Google — and other search engines — have, over the years, developed a wider range of off-site factors they use in their algorithms. The Internet was reaching a vast population of non-technical users who were often unable to use advanced querying techniques to reach the information they were seeking and the sheer volume and complexity of the indexed data was vastly different from that of the early days. Combined with increases in processing power, search engines have begun to develop predictive, semantic, linguistic and heuristic algorithms. Around the same time as the work that led to Google, IBM had begun work on the Clever Project, and Jon Kleinberg was developing the HITS algorithm.
As a search engine may use hundreds of factors in ranking the listings on its SERPs; the factors themselves and the weight each carries can change continually, and algorithms can differ widely, with a web page that ranks #1 in a particular search engine possibly ranking #200 in another search engine, or even on the same search engine a few days later.

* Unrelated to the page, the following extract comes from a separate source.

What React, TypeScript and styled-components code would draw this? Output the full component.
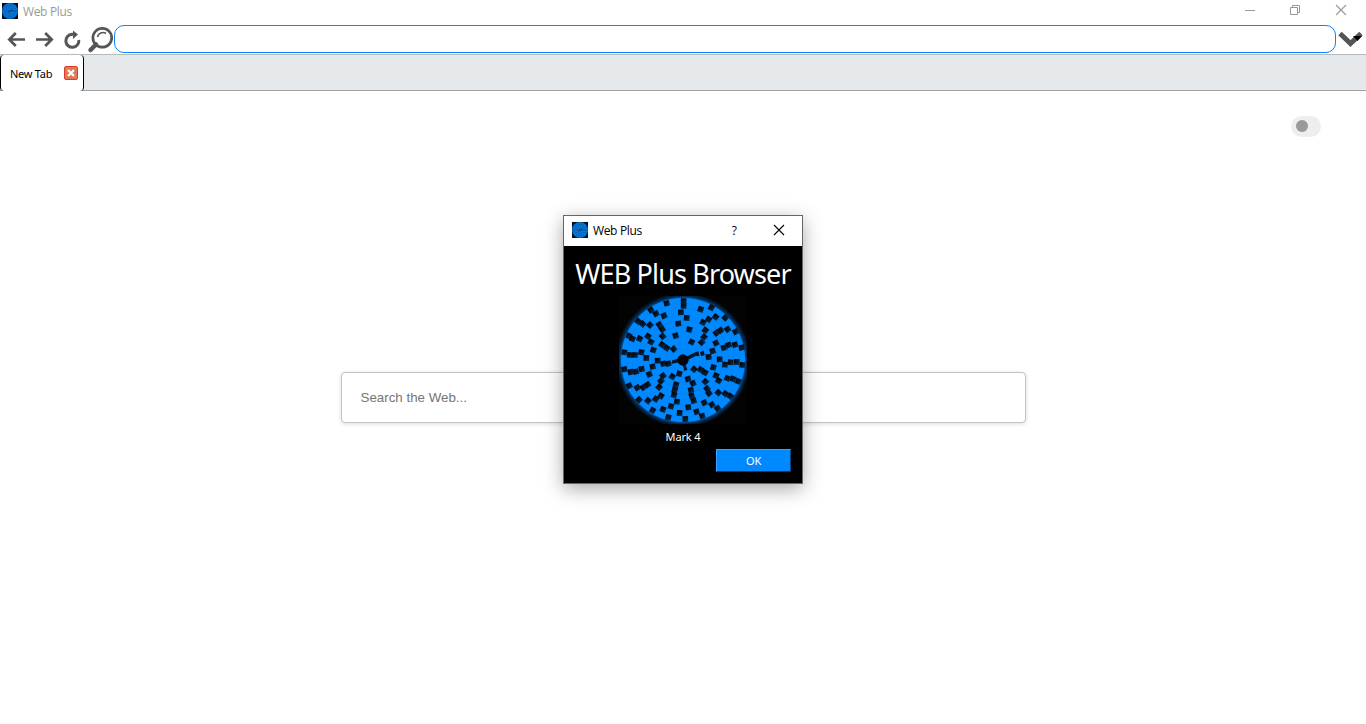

Google, Yahoo, Microsoft and Ask.com do not disclose the algorithms they use to rank pages. Some SEOs have carried out controlled experiments to gauge the effects of different approaches to search optimization. Based on these experiments, often shared through online forums and blogs, professional SEOs attempt to form a consensus on what methods work best, although consensus is rarely, if ever, actually reached.
SEOs widely agree that the signals that influence a page's rankings include:
-
Keywords in the title tag.
-
Keywords in links pointing to the page.
-
Keywords appearing in visible text.
-
Link popularity.
-
PageRank of the page (for Google).
-
Keywords in Heading Tag H1,H2 and H3 Tags in webpage.
-
Linking from one page to inner pages.
-
Placing punch line at the top of page.
There are many other signals that may affect a page's ranking, indicated in a number of patents held by various search engines, such as historical data.